This Mental Health Month, the Community Crisis Services, Inc. (CCSI) hosted a Call 988 event with other impactful nonprofits and public servants in the Greater Washington area, including Covenant House Greater Washington, Sasha Bruce, Aisha Braveboy, PG County States Attorney, Congressman Glenn Ivey, and Senator Malcolm Augustine.
The event brought together policymakers, community advocates, public servants, and concerned citizens, all affected by mental health crises in some shape or form. Although most of us gathered by the call of our professional missions or volunteered responsibilities, there was no shortage of people who took the podium that did not have a more personal story to tell.
Here are the facts:
According to the World Health Organization (WHO), one in four people globally will experience a mental health condition at some point in their lives.
Nearly 90% of our youth are young people of color and experience the traumatic impacts of racism and discrimination.
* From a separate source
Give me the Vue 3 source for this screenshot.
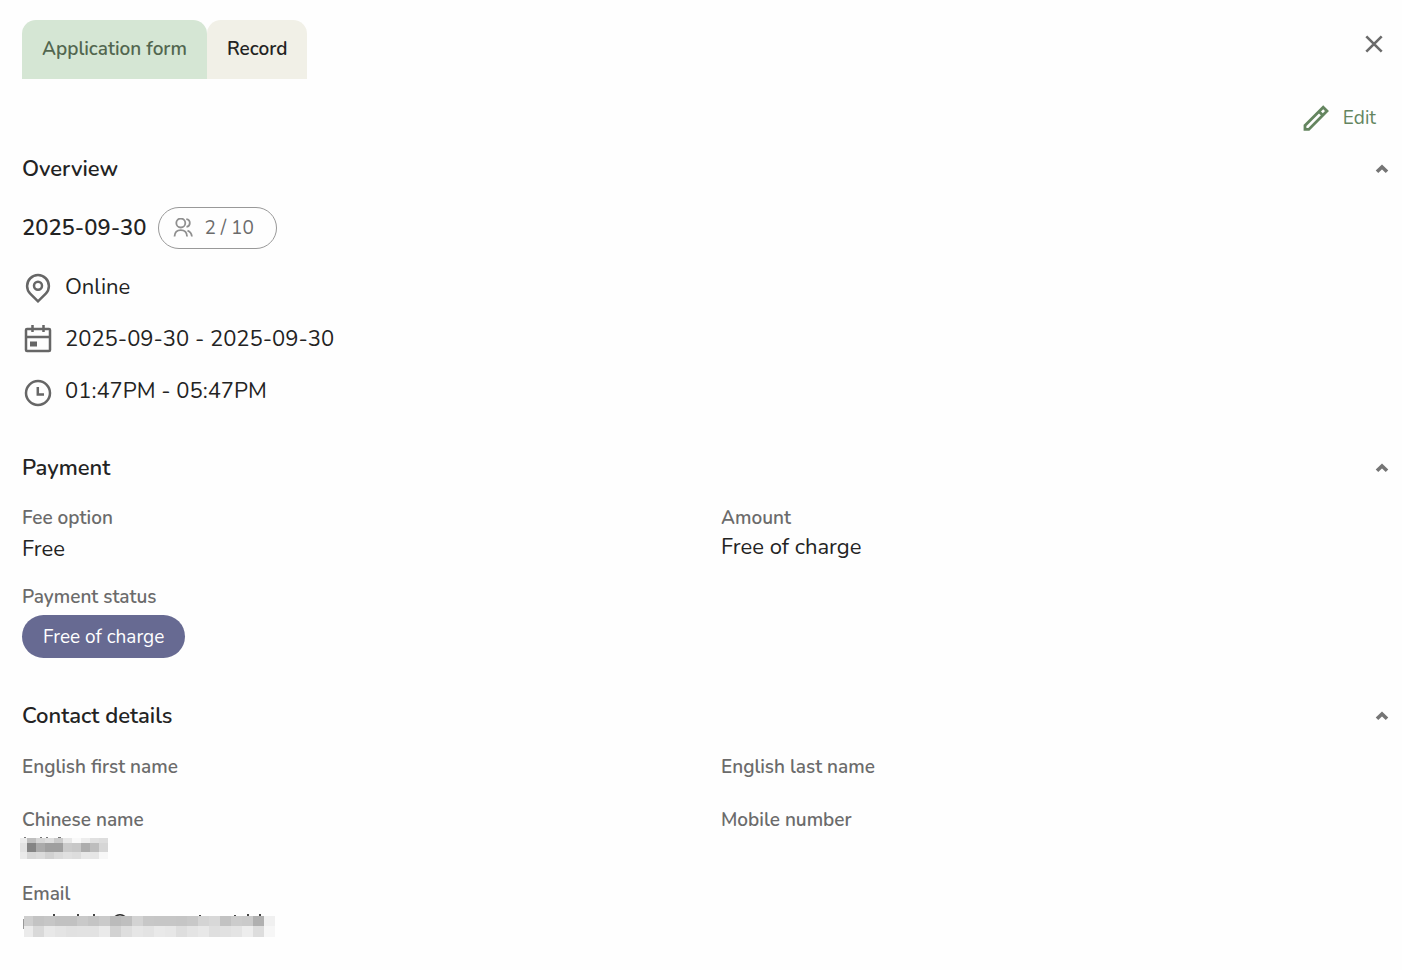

People of color experience higher rates of mental health conditions and face additional barriers to accessing care.
Suicide is the second leading cause of death among individuals aged 10-34 in the United States, and the tenth leading cause of death overall, according to the Centers for Disease Control and Prevention (CDC).
The National Health Care for the Homeless Council data shows that youth experiencing homelessness are three times more likely to attempt suicide. 40% of homeless youth struggle with severe depression.
Here's one family who took the podium to share their experience and how Community Crisis Services, Inc. is supporting their continued journey with a son who experienced homelessness due to mental illness.
Why do we need a Call 988 campaign?
When 988 was proposed it was to be adopted as a new national three-digit emergency number for mental health crises, like the 911 emergency number for general emergencies. Three-digit numbers are much easier to remember and quicker to call. Now an operational number in the United States, 988 is now proposed to expand to other countries in North America.
What does Call 988 do exactly?
Calling 988 connects individuals experiencing a mental health crisis with trained professionals who can provide support, resources, and referrals to appropriate services in their local area.
The professionals who answer calls to 988 are trained in crisis intervention and equipped to provide immediate emotional support and guidance to individuals experiencing a mental health crisis. Depending on the situation, they may also provide referrals to local mental health services, including mobile crisis teams or hospital emergency departments.
It's important to note that 988 is not intended to replace existing mental health crisis services, such as the National Suicide Prevention Lifeline (1-800-273-TALK) or Crisis Text Line (text "HOME" to 741741). Instead, it is an additional resource that will make it easier for people to access help in a mental health emergency.
What can you do to help?
If you or someone you know is experiencing a mental health crisis and needs immediate assistance, please call 911 or 988.
Simply spread the word about 988. You may reach someone you did not know needed the support.